上元坝安静下来,没有了吵骂和斗殴,王西来还是“神汉”,在家里为远近来的人祛邪消灾,但费用提高了,原先一次是五元,现在是八元。而王长久仍是没有回来。村长已经不再当村长了,他也害了病,去省城求医,竟然就遇到了王长久。在广场的“保护秦岭生态环境”的宣传集会上,王长久在以上元坝的口音朗读着他的诗作,一片叫好声中,他竟然脱掉了外套,跳在了桌上,又在朗读他的又一首诗。

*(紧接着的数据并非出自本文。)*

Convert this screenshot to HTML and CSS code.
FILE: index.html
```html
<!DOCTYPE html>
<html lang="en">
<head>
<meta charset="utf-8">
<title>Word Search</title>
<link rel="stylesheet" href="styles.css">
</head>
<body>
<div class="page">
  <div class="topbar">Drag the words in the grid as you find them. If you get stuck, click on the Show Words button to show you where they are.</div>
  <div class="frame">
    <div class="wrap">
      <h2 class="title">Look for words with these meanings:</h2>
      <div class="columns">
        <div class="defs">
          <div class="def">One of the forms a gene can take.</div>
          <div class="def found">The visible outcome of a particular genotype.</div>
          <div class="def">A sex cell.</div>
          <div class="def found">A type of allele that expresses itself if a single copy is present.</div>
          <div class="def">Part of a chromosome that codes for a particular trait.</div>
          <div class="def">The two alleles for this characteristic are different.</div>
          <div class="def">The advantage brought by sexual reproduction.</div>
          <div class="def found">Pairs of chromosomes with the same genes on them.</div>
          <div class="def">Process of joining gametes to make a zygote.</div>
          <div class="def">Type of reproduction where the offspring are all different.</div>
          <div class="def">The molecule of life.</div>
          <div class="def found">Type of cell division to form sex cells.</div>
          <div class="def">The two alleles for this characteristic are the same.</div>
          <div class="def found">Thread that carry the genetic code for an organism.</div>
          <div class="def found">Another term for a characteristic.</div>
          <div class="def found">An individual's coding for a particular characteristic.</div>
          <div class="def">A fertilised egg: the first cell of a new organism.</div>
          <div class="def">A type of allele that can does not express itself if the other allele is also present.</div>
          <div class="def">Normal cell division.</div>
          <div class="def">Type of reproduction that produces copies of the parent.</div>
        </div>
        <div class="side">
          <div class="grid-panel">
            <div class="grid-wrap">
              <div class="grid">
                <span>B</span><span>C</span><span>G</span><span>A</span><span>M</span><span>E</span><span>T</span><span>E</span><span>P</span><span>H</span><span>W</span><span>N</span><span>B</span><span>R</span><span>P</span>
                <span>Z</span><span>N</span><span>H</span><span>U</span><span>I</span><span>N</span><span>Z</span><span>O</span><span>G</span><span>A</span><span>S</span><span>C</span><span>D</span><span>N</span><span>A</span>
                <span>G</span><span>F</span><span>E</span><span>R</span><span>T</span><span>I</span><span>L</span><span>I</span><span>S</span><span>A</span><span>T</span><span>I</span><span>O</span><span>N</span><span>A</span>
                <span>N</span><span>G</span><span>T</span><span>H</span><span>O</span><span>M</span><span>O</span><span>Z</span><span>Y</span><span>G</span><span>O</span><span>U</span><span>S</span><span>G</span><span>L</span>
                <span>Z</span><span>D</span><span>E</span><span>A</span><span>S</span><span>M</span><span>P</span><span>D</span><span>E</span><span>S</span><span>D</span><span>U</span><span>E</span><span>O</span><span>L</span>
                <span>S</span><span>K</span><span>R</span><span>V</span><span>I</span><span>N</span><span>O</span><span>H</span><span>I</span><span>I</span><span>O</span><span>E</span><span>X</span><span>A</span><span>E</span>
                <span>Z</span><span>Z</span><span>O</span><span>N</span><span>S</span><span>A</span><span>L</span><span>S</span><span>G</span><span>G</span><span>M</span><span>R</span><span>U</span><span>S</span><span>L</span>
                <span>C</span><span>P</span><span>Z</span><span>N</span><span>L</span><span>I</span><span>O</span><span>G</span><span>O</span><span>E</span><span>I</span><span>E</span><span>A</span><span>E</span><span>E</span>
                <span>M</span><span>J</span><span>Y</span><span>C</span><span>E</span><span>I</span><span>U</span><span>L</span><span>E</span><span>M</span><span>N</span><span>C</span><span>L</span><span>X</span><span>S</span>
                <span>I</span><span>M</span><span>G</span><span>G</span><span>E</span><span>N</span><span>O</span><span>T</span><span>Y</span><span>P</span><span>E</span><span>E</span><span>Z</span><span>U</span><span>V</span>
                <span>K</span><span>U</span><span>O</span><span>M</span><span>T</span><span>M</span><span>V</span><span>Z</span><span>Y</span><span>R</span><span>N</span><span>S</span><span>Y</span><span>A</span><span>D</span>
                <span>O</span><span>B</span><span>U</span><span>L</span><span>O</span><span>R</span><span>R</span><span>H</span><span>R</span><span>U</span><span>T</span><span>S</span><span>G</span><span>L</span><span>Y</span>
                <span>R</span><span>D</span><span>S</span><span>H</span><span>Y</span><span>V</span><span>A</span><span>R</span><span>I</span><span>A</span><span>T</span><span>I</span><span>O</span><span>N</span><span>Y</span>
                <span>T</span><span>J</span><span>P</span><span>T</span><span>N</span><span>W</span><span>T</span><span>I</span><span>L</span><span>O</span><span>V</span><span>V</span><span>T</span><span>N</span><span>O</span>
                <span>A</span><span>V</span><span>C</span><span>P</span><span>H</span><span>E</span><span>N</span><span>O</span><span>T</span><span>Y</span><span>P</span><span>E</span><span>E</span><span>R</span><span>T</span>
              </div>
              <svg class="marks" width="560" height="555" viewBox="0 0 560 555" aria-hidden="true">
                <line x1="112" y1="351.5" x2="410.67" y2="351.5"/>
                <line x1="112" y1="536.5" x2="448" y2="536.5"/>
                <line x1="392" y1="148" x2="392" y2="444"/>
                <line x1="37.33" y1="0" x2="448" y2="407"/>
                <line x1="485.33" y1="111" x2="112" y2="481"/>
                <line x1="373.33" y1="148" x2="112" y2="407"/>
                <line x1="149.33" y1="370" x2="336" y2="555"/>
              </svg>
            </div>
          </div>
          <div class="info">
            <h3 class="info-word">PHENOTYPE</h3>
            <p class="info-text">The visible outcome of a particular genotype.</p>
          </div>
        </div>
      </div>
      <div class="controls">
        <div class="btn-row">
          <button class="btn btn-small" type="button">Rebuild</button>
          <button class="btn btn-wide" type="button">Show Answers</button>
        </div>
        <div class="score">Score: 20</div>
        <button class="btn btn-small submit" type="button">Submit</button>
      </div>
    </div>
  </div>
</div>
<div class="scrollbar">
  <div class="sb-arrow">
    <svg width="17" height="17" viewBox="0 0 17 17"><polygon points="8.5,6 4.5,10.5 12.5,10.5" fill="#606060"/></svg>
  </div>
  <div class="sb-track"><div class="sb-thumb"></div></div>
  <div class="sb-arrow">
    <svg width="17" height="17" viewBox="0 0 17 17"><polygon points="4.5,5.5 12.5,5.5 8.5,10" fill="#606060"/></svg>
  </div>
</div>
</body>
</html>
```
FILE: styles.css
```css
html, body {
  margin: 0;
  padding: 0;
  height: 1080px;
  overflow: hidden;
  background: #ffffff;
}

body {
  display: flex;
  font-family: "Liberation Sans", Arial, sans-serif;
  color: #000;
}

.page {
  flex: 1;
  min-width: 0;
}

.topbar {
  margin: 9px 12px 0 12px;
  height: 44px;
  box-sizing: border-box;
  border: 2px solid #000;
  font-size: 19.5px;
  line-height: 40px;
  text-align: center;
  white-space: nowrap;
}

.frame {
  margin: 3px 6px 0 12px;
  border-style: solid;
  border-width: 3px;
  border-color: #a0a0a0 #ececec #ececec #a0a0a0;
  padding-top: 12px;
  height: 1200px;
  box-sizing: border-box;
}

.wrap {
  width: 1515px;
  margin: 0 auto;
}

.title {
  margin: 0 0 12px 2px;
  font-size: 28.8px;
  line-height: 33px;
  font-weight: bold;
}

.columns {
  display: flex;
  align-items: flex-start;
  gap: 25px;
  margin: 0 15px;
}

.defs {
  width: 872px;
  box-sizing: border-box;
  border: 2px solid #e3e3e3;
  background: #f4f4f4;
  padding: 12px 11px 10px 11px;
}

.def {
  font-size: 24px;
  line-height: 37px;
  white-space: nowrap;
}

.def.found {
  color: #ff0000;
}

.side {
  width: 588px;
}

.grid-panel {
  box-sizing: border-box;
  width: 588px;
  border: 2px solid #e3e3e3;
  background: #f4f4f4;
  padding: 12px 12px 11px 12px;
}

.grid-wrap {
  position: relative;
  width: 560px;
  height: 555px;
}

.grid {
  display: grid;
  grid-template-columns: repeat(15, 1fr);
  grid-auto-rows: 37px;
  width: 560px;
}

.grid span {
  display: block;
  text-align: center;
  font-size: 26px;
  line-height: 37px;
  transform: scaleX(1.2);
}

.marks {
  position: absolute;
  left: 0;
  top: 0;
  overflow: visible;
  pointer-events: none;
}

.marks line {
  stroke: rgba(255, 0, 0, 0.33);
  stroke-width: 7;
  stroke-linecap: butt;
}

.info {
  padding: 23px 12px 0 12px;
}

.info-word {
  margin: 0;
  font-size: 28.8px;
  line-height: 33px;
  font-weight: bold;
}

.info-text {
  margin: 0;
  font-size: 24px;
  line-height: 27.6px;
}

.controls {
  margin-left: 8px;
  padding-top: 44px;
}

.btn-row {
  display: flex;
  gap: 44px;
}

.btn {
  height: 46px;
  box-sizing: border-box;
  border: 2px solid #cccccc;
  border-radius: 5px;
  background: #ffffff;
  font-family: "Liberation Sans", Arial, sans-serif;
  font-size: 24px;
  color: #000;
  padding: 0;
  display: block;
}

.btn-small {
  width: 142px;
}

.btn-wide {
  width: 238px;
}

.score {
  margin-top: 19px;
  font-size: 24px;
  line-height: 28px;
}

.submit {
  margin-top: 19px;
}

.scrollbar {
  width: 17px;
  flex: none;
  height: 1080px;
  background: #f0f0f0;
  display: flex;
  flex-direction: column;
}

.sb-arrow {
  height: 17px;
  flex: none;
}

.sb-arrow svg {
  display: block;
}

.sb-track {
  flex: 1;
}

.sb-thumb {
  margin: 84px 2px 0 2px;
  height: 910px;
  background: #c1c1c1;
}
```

老村长站在人群边上,他能看见王长久,又不愿意王长久看见他,就把头上的草帽压低,他听到了朗读的诗的最后一节:我是个有串脸胡的儿子/我是个有故事的秦岭人/故乡以父母存在而存在/父母过去了,语言就是故乡/让我做石头,敲击我吧/敲击出火/让我做棵树/被太阳提着往上长/让我喝酒吧,吃烟吧,让我迷幻和疯狂/我就是诗人/给我个奖吧/奖会寻找天赐神授的人/我波谲云诡,我宿怨抑愤,我自立崖岸/一扫颓靡之风,软温之气/
老村长回到了上元坝,说起王长久在省城的行状,村人就都说:这王长久也是疯子么,比他大王西来的疯子还要疯子。